Some rubbish comments here.

Some rubbish comments here. If Vauxhall isn't in the list of cars you'd buy, you'd probably be someone who'd be looking to buy a premium brand car. So, no matter what they do, they wouldn't make the 'list.'

The only thing wrong with Vauxhalls (apart from people's badge snobbery) is their current poor engine line up. They just arent economical, are high VED banded and need an expensive cambelt change every 4 years.

As has been mentioned, their adverts have been rubbish for years too.

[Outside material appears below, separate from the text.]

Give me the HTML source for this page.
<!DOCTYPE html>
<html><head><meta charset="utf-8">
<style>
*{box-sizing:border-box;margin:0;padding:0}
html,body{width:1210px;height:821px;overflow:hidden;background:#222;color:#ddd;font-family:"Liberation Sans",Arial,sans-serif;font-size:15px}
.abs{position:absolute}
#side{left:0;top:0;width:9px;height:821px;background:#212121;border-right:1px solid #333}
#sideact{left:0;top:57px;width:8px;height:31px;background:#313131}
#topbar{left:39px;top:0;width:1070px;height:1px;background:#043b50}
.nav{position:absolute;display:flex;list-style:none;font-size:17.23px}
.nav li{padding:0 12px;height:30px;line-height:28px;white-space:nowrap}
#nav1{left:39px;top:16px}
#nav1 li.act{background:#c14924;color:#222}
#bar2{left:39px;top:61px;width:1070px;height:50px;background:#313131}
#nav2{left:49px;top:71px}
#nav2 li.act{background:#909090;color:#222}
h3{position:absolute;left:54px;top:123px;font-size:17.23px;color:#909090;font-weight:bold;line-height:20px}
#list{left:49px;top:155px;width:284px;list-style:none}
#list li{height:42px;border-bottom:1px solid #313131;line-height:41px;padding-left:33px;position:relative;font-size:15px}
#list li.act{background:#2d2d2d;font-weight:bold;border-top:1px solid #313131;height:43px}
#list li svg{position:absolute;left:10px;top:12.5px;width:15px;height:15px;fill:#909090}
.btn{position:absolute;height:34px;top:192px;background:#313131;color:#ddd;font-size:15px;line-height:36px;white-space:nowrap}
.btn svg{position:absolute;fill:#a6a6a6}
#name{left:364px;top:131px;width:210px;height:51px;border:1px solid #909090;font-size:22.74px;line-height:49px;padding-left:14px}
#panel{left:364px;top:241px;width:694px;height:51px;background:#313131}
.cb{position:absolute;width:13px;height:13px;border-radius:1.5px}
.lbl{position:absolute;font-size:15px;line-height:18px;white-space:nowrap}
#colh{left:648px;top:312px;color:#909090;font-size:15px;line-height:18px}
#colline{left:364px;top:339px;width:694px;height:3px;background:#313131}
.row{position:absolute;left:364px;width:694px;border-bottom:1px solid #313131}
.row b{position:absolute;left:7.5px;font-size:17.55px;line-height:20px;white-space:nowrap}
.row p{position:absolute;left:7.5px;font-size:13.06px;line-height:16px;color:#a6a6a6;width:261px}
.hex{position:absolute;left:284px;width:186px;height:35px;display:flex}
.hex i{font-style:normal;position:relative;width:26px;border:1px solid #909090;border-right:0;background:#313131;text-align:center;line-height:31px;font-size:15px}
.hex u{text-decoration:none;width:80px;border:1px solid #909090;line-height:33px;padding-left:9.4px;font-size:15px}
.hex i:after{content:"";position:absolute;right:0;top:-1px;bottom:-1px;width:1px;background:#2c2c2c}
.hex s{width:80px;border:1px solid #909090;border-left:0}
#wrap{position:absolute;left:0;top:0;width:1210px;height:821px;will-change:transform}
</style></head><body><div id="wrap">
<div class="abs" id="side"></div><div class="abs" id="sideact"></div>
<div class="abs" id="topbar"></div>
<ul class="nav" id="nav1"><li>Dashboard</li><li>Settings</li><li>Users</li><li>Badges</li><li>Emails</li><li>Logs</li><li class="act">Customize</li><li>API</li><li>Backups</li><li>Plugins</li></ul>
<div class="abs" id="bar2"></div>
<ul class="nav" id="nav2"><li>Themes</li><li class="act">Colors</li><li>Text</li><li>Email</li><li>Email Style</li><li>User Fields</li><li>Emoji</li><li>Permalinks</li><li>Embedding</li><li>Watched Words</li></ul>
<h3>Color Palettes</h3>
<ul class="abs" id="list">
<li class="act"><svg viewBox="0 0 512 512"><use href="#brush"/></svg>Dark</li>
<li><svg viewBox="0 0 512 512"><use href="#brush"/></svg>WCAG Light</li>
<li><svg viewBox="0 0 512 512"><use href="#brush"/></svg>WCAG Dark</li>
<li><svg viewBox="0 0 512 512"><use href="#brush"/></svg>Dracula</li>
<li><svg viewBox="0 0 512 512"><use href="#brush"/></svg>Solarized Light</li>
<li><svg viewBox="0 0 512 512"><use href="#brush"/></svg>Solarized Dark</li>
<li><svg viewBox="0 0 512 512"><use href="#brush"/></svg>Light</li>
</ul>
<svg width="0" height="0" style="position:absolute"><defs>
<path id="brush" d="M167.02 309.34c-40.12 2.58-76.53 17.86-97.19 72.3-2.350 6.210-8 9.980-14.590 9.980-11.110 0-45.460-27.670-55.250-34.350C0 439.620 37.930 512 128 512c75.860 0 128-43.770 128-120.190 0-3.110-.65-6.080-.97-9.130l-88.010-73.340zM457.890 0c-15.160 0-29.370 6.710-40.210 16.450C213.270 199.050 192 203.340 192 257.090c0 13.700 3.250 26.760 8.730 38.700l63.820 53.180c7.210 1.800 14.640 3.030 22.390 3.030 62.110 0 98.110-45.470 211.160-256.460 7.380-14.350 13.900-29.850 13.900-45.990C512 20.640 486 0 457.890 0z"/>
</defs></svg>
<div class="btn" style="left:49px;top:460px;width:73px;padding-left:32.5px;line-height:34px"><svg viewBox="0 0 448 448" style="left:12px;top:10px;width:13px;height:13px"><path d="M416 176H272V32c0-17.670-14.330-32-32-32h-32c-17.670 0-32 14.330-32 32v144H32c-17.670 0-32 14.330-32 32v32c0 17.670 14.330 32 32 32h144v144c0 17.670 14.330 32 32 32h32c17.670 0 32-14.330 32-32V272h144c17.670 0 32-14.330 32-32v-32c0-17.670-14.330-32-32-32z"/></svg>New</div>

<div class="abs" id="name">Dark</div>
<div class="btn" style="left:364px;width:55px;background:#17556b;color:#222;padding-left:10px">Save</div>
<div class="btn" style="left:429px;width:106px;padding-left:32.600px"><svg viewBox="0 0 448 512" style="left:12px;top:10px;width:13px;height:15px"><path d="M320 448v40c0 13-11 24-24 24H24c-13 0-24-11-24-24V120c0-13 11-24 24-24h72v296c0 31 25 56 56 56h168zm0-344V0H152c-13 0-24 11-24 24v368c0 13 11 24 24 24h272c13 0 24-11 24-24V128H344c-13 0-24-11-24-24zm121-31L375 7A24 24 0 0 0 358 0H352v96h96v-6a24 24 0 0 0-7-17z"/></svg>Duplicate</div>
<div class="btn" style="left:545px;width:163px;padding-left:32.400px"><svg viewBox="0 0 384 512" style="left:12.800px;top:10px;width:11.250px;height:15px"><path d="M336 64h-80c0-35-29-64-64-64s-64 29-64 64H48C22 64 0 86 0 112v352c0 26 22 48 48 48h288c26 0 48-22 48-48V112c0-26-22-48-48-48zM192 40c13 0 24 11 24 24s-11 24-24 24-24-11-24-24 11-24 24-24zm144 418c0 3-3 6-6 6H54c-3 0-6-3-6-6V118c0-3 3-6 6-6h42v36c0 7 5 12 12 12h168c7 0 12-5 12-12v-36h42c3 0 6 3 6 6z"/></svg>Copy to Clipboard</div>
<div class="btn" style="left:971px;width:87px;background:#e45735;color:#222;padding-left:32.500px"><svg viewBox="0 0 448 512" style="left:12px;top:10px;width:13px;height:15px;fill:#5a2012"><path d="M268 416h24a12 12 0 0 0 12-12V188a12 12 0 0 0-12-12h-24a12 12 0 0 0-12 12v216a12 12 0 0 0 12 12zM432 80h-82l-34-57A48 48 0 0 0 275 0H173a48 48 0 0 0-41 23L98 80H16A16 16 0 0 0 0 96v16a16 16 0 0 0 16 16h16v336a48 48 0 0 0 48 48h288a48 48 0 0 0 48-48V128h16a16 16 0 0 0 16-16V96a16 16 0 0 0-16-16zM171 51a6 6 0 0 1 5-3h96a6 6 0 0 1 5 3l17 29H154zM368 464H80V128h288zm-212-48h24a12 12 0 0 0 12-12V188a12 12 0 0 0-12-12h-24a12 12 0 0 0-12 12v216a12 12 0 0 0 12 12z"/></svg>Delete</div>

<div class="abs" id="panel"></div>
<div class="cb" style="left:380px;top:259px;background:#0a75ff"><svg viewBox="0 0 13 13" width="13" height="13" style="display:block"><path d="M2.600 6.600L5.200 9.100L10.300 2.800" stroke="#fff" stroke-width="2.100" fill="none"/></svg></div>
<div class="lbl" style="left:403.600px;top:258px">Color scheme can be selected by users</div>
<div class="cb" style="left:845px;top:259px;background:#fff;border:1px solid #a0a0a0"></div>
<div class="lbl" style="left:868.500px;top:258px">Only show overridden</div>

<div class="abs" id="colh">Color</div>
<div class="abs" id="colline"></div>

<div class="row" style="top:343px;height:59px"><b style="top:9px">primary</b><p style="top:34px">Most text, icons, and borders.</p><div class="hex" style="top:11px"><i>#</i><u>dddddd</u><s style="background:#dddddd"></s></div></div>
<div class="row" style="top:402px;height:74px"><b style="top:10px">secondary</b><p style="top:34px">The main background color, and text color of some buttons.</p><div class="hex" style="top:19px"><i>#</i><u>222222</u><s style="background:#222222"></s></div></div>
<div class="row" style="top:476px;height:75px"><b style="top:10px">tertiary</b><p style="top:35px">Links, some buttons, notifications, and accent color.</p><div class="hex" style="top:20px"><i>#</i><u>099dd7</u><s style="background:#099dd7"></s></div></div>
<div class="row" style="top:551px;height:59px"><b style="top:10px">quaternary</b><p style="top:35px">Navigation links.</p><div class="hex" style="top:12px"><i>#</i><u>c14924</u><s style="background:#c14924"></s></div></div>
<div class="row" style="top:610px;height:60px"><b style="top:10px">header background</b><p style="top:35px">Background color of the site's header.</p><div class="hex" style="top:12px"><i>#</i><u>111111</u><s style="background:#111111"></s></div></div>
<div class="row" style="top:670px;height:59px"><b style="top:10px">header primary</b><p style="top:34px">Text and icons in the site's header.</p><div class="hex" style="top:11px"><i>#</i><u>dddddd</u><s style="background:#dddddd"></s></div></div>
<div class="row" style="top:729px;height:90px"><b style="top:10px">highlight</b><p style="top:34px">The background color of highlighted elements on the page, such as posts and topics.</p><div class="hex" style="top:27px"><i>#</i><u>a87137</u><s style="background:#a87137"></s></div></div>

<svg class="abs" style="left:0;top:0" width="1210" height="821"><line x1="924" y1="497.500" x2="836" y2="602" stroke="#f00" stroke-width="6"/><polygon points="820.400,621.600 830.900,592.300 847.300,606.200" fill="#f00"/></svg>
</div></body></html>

Lover of cars 9 January 2015

What DO they stand for?

I'm so old I remember Vauxhalls like the Ventora and VX 4/90 with distinctive strakes or fluting diagonally across the bonnet. Not great but distinctly British. They lost that separate look with the GM world cars - so the Chevette didn't have it, but some great cars did come along - Chevette HS, Firenza droop snoot (and does anyone recall Big Bertha?) and the dealers themselves went into racing and rallying. And were good at it. Then they became dull cars, not aspirational at all, (the same happened to Ford, which was THE brand when I was a kid) and sadly Vauxhalls now are just badge engineered Opels, themselves a no-name brand, yet I remember the Ascona 400 and Manta Turbo being truly desirable. And the Senator. This blandness fate with cheap plastic overlay has come to all the GM brands in the USA as well, even Cadillac. I think Pontiac and Oldsmobile have been laid to rest; perhaps Buick is next. Does anyone remember SAAB? I'd hate to see Vauxhall go but badge snobs won't buy them and unless they are super cheap I think the best they can hope for is to be like Ford - great press, great past, poor future.